** START OF DATA PROVIDED **

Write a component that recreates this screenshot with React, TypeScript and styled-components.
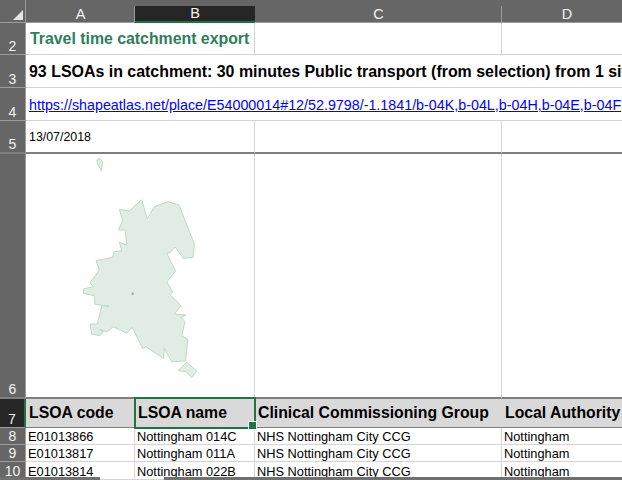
import React from "react";
import styled, { createGlobalStyle } from "styled-components";

const Global = createGlobalStyle`
  html, body { margin: 0; padding: 0; background: #fff; overflow: hidden; }
  * { box-sizing: border-box; }
`;

const Sheet = styled.div`
  width: 622px;
  height: 480px;
  overflow: hidden;
  position: relative;
  display: grid;
  grid-template-columns: 26px 109px 120px 247px 130px;
  grid-template-rows: 23px 32px 33px 33px 33px 245px 29px 17px 17px 18px;
  font-family: "Liberation Sans", Arial, sans-serif;
  color: #000;
  background: #fff;
`;

const Corner = styled.div`
  background: #666;
  border-right: 1px solid #9c9c9c;
  border-bottom: 1px solid #9c9c9c;
  position: relative;
  &::after {
    content: "";
    position: absolute;
    left: 13px;
    top: 10px;
    width: 0;
    height: 0;
    border-style: solid;
    border-width: 0 0 10px 10px;
    border-color: transparent transparent #e6e6e6 transparent;
  }
`;

const ColHead = styled.div<{ $active?: boolean }>`
  background: #666;
  background-image: ${(p) =>
    p.$active
      ? "linear-gradient(#262626, #262626)"
      : "linear-gradient(#9c9c9c, #9c9c9c)"};
  background-size: ${(p) => (p.$active ? "100% 15px" : "1px 16px")};
  background-position: ${(p) => (p.$active ? "0 6px" : "right 6px")};
  background-repeat: no-repeat;
  border-bottom: ${(p) => (p.$active ? "2px solid #217346" : "1px solid #9c9c9c")};
  color: #f2f2f2;
  font-size: 14.5px;
  display: flex;
  align-items: flex-end;
  justify-content: center;
  line-height: 15px;
`;

const RowHead = styled.div<{ $active?: boolean; $thick?: boolean }>`
  background: ${(p) => (p.$active ? "#262626" : "#666")};
  border-right: ${(p) => (p.$active ? "2px solid #217346" : "1px solid #9c9c9c")};
  border-bottom: ${(p) => (p.$thick ? "2px solid #7f7f7f" : "1px solid #9c9c9c")};
  color: #f2f2f2;
  font-size: 14px;
  line-height: 15px;
  display: flex;
  align-items: flex-end;
  justify-content: center;
`;

const Cell = styled.div<{
  $span?: number;
  $thick?: boolean;
  $header?: boolean;
  $noRight?: boolean;
}>`
  grid-column: span ${(p) => p.$span ?? 1};
  min-width: 0;
  overflow: hidden;
  white-space: nowrap;
  display: flex;
  align-items: flex-end;
  padding-left: 3px;
  background: ${(p) => (p.$header ? "#d9d9d9" : "#fff")};
  border-right: ${(p) => (p.$noRight || p.$header ? "none" : "1px solid #d4d4d4")};
  border-bottom: ${(p) =>
    p.$thick
      ? "2px solid #7f7f7f"
      : p.$header
      ? "1px solid #808080"
      : "1px solid #d4d4d4"};
`;

const Title = styled.span`
  font-size: 15.85px;
  font-weight: 700;
  color: #2f7d5b;
  line-height: 18px;
  margin: 0 0 6px 1px;
`;

const Summary = styled.span`
  font-size: 15.95px;
  font-weight: 700;
  line-height: 20px;
  margin-bottom: 5px;
`;

const LinkText = styled.a`
  font-size: 14.3px;
  line-height: 17px;
  color: #0000ff;
  text-decoration: underline;
  margin-bottom: 6px;
`;

const DateText = styled.span`
  font-size: 12.4px;
  line-height: 14px;
  margin-bottom: 8px;
`;

const HeadText = styled.span`
  font-size: 15.8px;
  font-weight: 700;
  line-height: 18px;
  margin-bottom: 5px;
`;

const DataText = styled.span`
  font-size: 12.8px;
  line-height: 14px;
  margin-left: -1px;
`;

const MapSvg = styled.svg`
  display: block;
  width: 228px;
  height: 243px;
  margin-left: -3px;
  margin-bottom: auto;
  flex: none;
`;

const SelectedOverlay = styled.div`
  position: absolute;
  left: 134px;
  top: 397px;
  width: 122px;
  height: 32px;
  border: 2px solid #217346;
  pointer-events: none;
  &::after {
    content: "";
    position: absolute;
    right: -3px;
    bottom: -3px;
    width: 7px;
    height: 7px;
    background: #217346;
    border: 1px solid #fff;
  }
`;

const ScrollBar = styled.div<{ $left: number; $width: number }>`
  position: absolute;
  left: ${(p) => p.$left}px;
  width: ${(p) => p.$width}px;
  bottom: 0;
  height: 3px;
  background: #707070;
`;

const mainShape =
  "141.7,199.7 147.3,218.7 154.3,206.7 167.7,201.7 179,205 194.3,244 193.3,257.3 183.3,258.3 175,247 170,252.7 166.7,253.3 175.7,271 166.7,282 172.7,292 170,294.7 181,305.7 174.3,314 186,315 181,317.3 185,321.7 181.7,336 187.7,339 185.7,361 171.7,361.7 164.3,348.3 163.7,358.7 146,346.7 142.7,348.7 132.3,327.3 126.7,333.3 113.3,326.7 106.7,332 99.3,329.3 103.3,331.7 100,335.7 91.7,334 90,324 97.3,324 101.7,305.7 109,306.3 95,304.3 94.3,295.7 83.3,293.3 83.3,289 93.3,286.7 90,282.7 99.3,270 96,260.7 112.7,257.3 114,251.7 121.7,250.7 119.3,242.3 126.7,245 125,230 118.3,230 122.7,220.7 119.3,209.3 129.3,211";
const northIsland = "97,160 99.3,158 102.7,162 101.3,170.7 97.3,164";
const southIsland = "178,370.7 186.7,362.3 196.7,371 191.7,377.7 186,371.7";

const rows = [
  { n: 8, code: "E01013866", name: "Nottingham 014C" },
  { n: 9, code: "E01013817", name: "Nottingham 011A" },
  { n: 10, code: "E01013814", name: "Nottingham 022B" },
];

export default function App() {
  return (
    <>
      <Global />
      <Sheet>
        <Corner />
        <ColHead>A</ColHead>
        <ColHead $active>B</ColHead>
        <ColHead>C</ColHead>
        <ColHead>D</ColHead>

        <RowHead>2</RowHead>
        <Cell $span={2}>
          <Title>Travel time catchment export</Title>
        </Cell>
        <Cell />
        <Cell />

        <RowHead>3</RowHead>
        <Cell $span={4} $noRight>
          <Summary>
            93 LSOAs in catchment: 30 minutes Public transport (from selection) from 1 site
          </Summary>
        </Cell>

        <RowHead>4</RowHead>
        <Cell $span={4} $noRight>
          <LinkText href="#">
            https://shapeatlas.net/place/E54000014#12/52.9798/-1.1841/b-04K,b-04L,b-04H,b-04E,b-04F
          </LinkText>
        </Cell>

        <RowHead $thick>5</RowHead>
        <Cell $span={2} $thick>
          <DateText>13/07/2018</DateText>
        </Cell>
        <Cell $thick />
        <Cell $thick />

        <RowHead $thick>6</RowHead>
        <Cell $span={2} $thick>
          <MapSvg viewBox="26 154 228 243">
            <g fill="#e0ece4" stroke="#bcdac6" strokeWidth="1" strokeLinejoin="round">
              <polygon points={northIsland} />
              <polygon points={mainShape} />
              <polygon points={southIsland} />
            </g>
            <circle cx="132.7" cy="293.7" r="1.2" fill="#9fa8a2" />
          </MapSvg>
        </Cell>
        <Cell $thick />
        <Cell $thick />

        <RowHead $active>7</RowHead>
        <Cell $header>
          <HeadText>LSOA code</HeadText>
        </Cell>
        <Cell $header>
          <HeadText>LSOA name</HeadText>
        </Cell>
        <Cell $header>
          <HeadText>Clinical Commissioning Group</HeadText>
        </Cell>
        <Cell $header>
          <HeadText>Local Authority</HeadText>
        </Cell>

        {rows.map((r) => (
          <React.Fragment key={r.n}>
            <RowHead>{r.n}</RowHead>
            <Cell>
              <DataText>{r.code}</DataText>
            </Cell>
            <Cell>
              <DataText>{r.name}</DataText>
            </Cell>
            <Cell>
              <DataText>NHS Nottingham City CCG</DataText>
            </Cell>
            <Cell>
              <DataText>Nottingham</DataText>
            </Cell>
          </React.Fragment>
        ))}

        <SelectedOverlay />
        <ScrollBar $left={0} $width={100} />
        <ScrollBar $left={164} $width={458} />
      </Sheet>
    </>
  );
}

** END OF DATA PROVIDED **

* **WHAT THE TASK ASKS**:
All lines holding the word "React" should be picked out and copied.

* **PROBLEM SOLUTION**:
Write a component that recreates this screenshot with React, TypeScript and styled-components.
import React from "react";
          <React.Fragment key={r.n}>
          </React.Fragment>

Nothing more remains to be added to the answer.